INSTRUCTIONS FOR THE TASK: Search the entries for the word "React" and pull out each line that has it.

EXERCISE MATERIAL:

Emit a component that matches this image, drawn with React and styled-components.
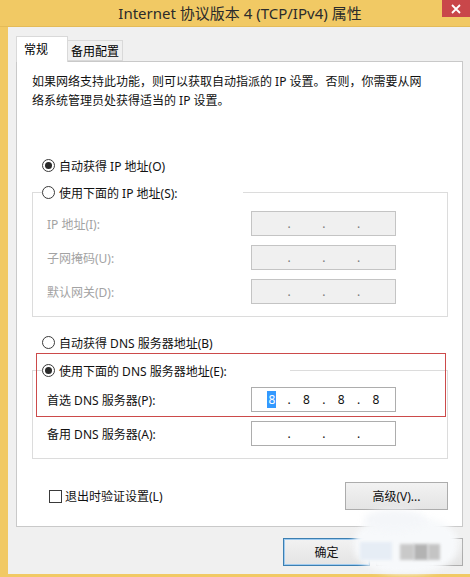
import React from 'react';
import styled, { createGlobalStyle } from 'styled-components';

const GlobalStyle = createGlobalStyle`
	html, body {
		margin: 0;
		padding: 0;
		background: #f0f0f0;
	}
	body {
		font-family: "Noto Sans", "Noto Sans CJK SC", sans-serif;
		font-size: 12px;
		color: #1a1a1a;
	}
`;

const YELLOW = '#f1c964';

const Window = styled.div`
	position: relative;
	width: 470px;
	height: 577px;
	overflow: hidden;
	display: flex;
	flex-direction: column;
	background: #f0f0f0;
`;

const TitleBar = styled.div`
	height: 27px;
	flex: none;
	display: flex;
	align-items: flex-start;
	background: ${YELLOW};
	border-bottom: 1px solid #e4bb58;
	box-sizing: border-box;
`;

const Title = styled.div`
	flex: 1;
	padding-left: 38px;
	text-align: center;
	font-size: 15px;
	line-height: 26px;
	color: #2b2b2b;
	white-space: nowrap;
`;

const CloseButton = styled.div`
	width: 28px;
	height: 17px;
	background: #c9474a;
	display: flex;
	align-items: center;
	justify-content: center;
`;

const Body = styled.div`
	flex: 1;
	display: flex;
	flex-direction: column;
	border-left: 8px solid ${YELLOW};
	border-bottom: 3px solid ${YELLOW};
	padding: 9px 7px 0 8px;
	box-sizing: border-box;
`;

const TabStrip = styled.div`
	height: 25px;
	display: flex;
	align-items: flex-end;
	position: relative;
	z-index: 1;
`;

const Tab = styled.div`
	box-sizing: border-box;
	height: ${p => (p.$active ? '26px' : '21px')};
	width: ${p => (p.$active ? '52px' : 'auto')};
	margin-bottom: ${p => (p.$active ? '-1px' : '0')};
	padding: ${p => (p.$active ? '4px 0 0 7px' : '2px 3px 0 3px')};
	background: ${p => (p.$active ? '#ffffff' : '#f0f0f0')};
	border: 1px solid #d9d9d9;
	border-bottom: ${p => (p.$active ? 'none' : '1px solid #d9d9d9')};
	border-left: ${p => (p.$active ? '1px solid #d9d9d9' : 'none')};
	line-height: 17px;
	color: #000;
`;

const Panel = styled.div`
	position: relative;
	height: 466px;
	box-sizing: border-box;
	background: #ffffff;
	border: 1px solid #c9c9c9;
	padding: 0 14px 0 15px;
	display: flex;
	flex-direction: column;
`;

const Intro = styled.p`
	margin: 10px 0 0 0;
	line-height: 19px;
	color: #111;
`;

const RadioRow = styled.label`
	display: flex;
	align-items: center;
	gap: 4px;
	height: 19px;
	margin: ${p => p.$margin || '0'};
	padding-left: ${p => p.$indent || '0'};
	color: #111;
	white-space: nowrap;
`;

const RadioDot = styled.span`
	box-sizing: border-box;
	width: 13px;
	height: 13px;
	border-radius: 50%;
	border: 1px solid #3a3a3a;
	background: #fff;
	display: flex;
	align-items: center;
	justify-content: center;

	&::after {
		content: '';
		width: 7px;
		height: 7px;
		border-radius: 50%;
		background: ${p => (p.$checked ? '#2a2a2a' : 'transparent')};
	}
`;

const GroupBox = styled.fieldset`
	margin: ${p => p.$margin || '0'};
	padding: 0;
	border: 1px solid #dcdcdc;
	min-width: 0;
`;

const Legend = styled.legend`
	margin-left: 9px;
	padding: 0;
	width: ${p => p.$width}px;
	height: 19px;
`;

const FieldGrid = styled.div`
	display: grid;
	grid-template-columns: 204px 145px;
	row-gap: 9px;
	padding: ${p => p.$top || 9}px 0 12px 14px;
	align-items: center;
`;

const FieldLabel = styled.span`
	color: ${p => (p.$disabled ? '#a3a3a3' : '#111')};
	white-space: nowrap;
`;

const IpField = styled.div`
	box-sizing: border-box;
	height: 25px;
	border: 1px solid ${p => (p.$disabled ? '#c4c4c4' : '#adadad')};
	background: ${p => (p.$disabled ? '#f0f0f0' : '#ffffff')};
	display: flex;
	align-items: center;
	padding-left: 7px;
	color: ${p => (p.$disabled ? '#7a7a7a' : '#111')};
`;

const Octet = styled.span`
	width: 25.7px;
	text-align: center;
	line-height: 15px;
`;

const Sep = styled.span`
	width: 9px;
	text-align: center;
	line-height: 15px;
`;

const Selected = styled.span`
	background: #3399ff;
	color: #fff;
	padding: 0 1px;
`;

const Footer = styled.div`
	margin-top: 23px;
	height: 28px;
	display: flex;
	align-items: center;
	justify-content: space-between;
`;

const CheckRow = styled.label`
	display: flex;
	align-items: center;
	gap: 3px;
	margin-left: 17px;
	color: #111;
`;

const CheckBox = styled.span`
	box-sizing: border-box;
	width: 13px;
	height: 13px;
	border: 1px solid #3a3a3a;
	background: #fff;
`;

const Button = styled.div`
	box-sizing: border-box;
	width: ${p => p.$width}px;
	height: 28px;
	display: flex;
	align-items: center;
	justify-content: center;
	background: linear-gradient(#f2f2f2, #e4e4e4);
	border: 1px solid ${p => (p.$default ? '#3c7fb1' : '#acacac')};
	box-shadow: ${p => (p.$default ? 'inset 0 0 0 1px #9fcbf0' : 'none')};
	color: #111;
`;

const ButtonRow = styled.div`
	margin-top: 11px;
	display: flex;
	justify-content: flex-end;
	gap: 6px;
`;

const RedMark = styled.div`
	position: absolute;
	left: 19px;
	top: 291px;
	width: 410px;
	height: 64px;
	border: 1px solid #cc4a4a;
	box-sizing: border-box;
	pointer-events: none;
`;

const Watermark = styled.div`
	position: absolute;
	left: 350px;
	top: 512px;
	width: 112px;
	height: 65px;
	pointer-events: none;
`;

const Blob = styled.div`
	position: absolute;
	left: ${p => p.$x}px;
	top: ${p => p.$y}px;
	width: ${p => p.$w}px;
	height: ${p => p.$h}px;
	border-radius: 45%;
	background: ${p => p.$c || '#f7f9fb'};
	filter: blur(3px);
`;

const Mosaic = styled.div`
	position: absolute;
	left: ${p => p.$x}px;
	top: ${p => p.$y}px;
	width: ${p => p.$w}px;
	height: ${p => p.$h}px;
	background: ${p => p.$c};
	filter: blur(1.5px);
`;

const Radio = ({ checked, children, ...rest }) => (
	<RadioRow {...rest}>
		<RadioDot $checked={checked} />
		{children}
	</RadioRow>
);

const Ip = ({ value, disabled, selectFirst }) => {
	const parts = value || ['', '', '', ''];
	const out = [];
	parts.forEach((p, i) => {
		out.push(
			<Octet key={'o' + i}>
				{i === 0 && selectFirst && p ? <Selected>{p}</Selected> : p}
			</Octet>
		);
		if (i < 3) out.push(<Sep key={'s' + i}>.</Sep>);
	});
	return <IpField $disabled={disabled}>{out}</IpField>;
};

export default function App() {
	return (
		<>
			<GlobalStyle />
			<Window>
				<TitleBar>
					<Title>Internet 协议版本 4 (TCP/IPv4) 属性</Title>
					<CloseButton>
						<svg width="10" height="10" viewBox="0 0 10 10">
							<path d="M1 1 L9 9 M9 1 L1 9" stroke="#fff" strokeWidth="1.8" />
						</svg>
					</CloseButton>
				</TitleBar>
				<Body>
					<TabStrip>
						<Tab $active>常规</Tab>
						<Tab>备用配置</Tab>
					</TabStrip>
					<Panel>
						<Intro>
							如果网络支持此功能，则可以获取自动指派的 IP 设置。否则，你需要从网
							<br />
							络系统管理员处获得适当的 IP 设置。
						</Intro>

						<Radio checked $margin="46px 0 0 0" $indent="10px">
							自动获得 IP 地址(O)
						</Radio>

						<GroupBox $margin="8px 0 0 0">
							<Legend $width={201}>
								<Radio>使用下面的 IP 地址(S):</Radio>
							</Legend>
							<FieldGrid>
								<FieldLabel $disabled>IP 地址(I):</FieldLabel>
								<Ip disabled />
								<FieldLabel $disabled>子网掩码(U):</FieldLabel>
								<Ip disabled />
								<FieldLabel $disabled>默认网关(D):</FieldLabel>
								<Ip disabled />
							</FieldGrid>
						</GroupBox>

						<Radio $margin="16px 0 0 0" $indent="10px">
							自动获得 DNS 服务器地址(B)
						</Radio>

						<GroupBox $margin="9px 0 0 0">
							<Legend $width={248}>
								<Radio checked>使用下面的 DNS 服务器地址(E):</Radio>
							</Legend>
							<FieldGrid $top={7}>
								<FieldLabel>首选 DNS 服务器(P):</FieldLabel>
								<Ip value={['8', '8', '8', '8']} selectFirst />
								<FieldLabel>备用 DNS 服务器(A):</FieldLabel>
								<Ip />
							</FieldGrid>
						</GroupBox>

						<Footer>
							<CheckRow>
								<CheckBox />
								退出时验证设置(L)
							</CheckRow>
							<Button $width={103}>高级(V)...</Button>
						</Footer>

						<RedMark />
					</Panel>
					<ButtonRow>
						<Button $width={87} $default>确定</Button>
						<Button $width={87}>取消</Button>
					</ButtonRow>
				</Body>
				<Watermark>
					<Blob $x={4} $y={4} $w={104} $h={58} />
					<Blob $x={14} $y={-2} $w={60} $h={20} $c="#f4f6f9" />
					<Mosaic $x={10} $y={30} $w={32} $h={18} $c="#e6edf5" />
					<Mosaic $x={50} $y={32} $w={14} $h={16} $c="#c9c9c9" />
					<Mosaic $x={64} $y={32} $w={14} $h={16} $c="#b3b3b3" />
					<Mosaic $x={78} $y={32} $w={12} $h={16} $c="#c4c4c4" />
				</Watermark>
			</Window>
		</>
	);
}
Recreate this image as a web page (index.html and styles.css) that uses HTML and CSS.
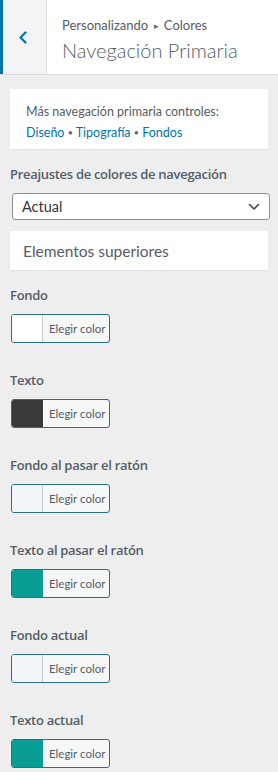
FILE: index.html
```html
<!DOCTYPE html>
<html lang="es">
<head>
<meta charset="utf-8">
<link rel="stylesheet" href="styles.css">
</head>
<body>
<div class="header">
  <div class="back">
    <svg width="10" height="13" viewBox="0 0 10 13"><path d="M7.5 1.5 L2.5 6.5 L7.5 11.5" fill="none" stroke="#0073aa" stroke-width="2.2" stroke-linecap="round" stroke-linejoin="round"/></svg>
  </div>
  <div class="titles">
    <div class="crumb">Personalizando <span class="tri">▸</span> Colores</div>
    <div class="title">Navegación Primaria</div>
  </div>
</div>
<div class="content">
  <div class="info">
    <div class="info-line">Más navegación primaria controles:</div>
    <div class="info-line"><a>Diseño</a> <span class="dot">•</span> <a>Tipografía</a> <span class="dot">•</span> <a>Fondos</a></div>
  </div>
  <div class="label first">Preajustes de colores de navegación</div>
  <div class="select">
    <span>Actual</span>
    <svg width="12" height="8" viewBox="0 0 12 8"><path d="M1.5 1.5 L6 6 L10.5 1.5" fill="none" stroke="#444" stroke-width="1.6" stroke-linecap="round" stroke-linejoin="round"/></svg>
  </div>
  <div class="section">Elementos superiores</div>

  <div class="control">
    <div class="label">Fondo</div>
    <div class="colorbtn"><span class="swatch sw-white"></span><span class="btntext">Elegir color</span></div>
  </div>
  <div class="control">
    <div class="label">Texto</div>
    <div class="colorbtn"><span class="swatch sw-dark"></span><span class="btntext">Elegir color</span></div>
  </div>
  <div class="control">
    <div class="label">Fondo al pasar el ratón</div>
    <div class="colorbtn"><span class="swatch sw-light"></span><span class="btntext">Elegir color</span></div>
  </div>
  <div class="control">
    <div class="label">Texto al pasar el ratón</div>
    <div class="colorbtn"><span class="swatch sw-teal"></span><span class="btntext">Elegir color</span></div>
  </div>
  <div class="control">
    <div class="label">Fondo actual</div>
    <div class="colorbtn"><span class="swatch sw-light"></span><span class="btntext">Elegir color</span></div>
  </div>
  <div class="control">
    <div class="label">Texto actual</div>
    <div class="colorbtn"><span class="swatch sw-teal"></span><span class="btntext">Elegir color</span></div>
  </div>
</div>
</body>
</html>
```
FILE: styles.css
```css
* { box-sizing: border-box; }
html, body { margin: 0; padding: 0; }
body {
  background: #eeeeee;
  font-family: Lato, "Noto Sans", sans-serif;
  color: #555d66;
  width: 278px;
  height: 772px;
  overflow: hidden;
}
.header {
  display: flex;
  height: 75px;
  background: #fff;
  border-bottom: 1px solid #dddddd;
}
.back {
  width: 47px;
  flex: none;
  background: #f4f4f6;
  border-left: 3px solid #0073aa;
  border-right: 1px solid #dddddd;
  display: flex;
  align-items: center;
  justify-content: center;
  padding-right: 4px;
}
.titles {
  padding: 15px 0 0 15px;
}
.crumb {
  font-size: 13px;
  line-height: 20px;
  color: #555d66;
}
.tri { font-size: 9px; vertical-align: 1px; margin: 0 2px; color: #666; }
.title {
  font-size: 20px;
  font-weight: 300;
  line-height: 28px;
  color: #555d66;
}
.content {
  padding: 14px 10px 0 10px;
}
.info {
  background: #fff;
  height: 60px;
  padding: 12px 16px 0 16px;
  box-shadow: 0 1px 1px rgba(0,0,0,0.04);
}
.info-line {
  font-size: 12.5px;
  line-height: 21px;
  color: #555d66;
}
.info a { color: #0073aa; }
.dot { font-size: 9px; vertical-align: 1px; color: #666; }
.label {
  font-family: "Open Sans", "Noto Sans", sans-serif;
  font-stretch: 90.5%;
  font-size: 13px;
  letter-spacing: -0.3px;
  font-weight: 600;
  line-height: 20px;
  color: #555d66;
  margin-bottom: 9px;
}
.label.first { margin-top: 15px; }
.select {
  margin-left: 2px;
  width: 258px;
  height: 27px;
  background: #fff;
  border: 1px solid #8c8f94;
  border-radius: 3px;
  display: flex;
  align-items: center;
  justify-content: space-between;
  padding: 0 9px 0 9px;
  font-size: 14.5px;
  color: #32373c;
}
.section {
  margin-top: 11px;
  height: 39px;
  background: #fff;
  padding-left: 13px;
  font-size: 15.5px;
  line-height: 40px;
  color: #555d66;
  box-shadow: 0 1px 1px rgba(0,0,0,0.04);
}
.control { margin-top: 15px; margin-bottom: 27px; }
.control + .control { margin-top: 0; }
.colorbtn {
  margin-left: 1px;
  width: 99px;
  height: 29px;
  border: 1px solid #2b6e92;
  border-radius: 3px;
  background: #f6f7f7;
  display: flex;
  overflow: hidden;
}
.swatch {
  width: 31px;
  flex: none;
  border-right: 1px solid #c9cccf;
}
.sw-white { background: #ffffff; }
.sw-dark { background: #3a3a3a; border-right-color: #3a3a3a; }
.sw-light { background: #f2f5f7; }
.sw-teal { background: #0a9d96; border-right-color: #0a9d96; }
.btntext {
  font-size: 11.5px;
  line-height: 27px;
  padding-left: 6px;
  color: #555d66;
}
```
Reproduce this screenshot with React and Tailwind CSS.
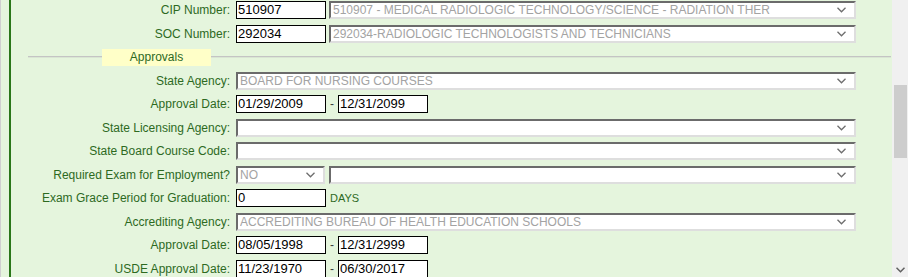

FULL OUTPUT:
Emit a component that matches this image, drawn with React and styled-components.
import React from 'react';
Reproduce this screenshot with React and Tailwind CSS.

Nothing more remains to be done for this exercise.